[START DATA LINES]
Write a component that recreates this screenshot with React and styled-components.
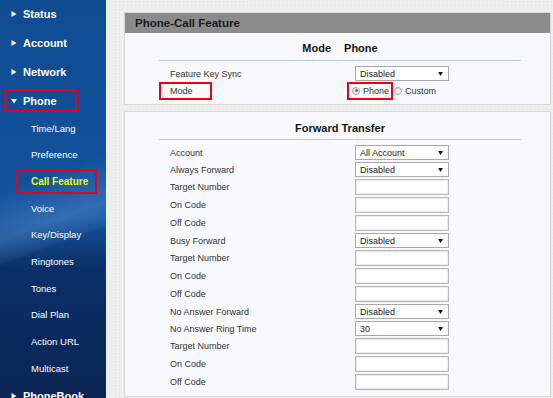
[END DATA LINES]
[START DATA LINES]
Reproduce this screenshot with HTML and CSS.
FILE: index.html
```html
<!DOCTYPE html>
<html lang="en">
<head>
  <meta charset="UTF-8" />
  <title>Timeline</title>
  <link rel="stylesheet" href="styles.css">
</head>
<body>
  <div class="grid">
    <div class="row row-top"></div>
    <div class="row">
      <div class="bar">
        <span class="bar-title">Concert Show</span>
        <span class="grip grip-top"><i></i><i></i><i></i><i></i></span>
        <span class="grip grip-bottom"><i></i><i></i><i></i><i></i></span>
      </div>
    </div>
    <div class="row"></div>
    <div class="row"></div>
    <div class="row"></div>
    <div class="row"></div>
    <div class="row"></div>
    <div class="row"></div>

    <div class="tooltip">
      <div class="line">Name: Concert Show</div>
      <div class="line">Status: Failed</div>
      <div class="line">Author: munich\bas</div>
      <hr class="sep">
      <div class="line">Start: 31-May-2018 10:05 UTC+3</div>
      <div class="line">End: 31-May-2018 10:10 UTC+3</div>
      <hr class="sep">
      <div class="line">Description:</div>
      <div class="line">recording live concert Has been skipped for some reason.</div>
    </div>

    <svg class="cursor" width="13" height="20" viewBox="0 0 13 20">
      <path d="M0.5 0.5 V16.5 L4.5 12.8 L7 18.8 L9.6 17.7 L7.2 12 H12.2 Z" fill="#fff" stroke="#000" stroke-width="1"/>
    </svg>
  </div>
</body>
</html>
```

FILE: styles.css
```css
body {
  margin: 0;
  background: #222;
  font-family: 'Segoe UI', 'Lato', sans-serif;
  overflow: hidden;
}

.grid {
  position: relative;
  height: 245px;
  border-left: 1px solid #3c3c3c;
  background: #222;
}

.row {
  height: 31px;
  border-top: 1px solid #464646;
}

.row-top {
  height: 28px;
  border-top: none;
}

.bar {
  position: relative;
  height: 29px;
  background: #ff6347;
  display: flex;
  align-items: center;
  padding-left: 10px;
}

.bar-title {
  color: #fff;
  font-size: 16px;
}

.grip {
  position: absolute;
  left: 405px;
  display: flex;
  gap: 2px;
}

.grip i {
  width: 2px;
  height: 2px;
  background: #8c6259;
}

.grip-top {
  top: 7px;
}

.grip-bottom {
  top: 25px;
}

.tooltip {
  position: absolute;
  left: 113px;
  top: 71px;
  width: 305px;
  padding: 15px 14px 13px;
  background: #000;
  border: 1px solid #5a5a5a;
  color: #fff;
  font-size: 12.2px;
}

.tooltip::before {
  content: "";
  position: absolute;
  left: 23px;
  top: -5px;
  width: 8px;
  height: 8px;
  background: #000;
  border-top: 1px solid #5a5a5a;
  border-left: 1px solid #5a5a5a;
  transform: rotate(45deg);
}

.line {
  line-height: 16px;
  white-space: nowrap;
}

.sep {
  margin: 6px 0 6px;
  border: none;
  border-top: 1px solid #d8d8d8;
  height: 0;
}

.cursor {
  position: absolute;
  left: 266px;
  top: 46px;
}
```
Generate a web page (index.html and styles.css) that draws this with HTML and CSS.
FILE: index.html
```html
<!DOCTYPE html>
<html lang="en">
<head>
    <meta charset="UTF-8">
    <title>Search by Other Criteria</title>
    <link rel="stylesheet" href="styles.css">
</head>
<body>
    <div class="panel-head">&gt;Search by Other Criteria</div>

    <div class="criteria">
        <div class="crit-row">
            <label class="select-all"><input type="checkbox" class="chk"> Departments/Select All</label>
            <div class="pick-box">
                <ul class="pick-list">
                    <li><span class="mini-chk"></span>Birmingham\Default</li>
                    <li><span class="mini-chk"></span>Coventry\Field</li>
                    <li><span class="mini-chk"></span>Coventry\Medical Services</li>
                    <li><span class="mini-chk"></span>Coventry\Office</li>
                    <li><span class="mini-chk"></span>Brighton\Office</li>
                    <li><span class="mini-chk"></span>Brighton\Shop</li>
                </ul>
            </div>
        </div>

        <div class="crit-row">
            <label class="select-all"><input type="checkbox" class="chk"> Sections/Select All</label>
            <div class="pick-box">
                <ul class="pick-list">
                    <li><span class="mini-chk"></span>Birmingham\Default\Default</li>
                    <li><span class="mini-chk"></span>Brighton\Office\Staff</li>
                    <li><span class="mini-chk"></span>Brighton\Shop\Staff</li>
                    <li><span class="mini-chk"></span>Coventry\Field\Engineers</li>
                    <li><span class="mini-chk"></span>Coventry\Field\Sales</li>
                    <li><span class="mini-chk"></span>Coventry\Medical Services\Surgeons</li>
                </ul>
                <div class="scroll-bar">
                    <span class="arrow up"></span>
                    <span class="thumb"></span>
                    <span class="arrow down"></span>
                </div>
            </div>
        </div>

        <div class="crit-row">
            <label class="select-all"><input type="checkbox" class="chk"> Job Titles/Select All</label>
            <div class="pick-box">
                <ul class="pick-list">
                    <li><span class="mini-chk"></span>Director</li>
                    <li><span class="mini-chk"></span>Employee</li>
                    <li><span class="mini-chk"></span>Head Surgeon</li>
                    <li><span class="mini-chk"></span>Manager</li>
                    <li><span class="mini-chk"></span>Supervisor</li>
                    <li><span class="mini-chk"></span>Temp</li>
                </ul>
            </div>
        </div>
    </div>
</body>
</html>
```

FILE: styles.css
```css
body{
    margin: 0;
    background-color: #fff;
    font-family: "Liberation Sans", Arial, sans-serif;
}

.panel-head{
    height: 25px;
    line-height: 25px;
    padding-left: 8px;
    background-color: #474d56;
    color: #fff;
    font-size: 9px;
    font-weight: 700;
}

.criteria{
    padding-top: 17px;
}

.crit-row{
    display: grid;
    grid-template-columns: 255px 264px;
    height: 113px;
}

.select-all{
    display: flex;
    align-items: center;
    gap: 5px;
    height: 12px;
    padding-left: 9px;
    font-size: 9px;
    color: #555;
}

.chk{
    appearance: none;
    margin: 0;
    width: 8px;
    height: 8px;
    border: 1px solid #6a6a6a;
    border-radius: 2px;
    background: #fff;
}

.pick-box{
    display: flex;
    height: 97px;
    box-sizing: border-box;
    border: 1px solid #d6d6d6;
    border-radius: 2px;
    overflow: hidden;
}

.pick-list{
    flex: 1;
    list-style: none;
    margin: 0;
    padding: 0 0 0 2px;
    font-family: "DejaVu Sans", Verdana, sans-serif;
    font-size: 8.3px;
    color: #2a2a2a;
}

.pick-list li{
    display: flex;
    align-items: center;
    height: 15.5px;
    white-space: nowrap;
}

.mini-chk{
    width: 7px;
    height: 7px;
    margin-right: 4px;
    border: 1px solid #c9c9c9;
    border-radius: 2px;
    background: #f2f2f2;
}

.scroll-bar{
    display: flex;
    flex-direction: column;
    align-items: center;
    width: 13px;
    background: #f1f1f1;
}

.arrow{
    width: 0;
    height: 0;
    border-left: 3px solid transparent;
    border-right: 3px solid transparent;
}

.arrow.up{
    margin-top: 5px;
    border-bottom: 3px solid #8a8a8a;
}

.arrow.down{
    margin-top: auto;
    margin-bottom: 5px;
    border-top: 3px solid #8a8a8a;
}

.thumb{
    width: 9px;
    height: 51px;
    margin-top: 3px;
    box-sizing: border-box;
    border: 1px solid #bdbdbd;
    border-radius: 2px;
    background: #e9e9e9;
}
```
[END DATA LINES]
**EXERCISE REQUIREMENTS:** Copy, from the material, each line that holds the string "screenshot".

**ANSWER TO THIS PROBLEM:**
Write a component that recreates this screenshot with React and styled-components.
Reproduce this screenshot with HTML and CSS.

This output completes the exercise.